The reason for the subject of this entry is that bear markets feed off of disappointment. The bulls want a savior – – a white knight – – and what we bears want is for the bulls to embrace that white knight and realize (quickly) that it doesn't make any difference. The latest example (and it's a huge one) was the Monday bailout. The thrill from the largest government intervention in human history last all of one – count 'em, one – trading day. (One a vast smaller scale, the thrill of the LEH strategy, which caused a flood of exciting buying this morning, fizzled away into nothing; after-hours, LEH is plunging to prices now seen since 1998).

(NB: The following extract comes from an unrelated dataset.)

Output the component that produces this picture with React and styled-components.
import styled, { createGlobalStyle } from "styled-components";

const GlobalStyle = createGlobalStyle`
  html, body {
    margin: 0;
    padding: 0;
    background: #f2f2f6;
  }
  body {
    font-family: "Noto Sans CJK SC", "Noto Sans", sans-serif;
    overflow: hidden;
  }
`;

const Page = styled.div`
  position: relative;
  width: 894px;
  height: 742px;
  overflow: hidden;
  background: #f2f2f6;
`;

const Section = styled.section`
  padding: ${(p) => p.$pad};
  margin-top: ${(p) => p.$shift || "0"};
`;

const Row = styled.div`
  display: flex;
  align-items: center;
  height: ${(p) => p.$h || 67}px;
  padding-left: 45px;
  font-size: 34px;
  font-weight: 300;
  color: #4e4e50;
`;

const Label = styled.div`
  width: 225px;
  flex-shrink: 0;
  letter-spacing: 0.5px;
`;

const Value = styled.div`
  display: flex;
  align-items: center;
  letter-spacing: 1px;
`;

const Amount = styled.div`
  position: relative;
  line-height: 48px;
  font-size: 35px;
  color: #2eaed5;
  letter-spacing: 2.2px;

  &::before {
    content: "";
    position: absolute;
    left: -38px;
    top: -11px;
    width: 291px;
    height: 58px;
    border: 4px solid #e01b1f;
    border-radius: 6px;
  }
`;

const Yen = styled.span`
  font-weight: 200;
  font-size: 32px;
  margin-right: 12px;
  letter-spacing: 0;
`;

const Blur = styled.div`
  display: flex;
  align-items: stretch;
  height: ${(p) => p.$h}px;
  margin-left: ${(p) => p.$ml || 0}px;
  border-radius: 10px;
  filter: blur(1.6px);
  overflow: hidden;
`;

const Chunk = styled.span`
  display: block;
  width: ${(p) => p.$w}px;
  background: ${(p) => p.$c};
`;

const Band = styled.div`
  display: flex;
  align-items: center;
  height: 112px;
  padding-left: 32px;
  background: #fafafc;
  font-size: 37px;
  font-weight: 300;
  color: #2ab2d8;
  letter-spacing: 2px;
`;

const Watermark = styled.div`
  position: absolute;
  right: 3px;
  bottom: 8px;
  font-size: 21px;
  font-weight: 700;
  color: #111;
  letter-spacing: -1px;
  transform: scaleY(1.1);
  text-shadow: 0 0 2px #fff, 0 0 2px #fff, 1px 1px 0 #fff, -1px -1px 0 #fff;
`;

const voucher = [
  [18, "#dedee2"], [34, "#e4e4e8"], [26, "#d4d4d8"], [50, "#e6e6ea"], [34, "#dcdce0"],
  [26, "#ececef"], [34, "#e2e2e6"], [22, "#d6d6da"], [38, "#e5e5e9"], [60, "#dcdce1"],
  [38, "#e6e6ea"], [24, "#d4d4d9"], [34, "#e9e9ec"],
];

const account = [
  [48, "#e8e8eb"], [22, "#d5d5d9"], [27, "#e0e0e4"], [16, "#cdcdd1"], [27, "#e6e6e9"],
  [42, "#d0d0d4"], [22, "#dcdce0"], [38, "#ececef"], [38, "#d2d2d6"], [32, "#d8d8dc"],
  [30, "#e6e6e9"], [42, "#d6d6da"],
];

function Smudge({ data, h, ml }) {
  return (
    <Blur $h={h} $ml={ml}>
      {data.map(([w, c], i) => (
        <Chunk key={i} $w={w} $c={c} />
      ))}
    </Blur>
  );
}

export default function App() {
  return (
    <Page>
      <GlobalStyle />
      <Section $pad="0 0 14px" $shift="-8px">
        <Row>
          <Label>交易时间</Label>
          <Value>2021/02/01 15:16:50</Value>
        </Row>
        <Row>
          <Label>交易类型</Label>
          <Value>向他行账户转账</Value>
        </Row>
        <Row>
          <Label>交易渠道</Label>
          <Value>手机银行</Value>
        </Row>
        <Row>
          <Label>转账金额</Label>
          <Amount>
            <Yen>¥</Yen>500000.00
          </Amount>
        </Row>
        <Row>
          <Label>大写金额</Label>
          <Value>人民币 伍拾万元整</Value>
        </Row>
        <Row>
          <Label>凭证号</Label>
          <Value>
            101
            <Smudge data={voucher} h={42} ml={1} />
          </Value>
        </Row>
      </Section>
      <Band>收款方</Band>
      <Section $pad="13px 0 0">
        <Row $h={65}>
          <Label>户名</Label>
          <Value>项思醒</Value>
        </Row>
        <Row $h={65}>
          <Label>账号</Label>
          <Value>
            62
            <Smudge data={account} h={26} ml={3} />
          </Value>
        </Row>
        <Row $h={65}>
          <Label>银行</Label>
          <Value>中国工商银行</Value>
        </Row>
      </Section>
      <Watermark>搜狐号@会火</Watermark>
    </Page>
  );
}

I'm really focused on the big ETFs right now, since they yield the best clues as to future direction. Their obedience to the Fibonacci retracements has been amazing. Look at the low on the DIA today, perfectly touching the short-term retracement. From a candlestick viewpoint, this indicates real indecision (but we all knew that already!)

The same can be said of the SPY; the market is struggling with what to do next. Today's lows got very near the lows witnessed last week (without breaking beneath).

The IWM was especially interesting, since it is trading below a major and important retracement level; the candlestick of today closely resembles that of last Friday. The tug of war between bulls and bears is getting fierce.

Looking at a much longer time frame, you can see why I am so bearish. There is still ample room to fall, even if major support is not broken. On the Russell 2000 alone, there are nearly 200 points between current levels and major support.

Not to make the $UTIL an every day chart, but here it is again in all its glory. I am going to use this as an important tool in deciding when the bear market is finished (at least medium-term).

For goodness sake, the EUR/USD is still due for a bounce. If it firms up, I'm looking for it to head back to that tinted zone, around 1.43; in turn, oil and gold should rise.

I did buy ten different calls today, all energy- and gold-related. My view is that the $XAU (which finallly moved up today!) will head back to the mid- to high-130s before plunging anew.

Having said that, there are a number of issues which seem to have experienced fundamental breakdowns and, in spite of today's strength, seem to simply be setting up for another fall (already). Here are a couple of examples.

Remember when I used to do just five posts in an entire week? This blog has become a bit out of control, and I'm doing more like 40 a week now! Yowie, I really need to get my life back.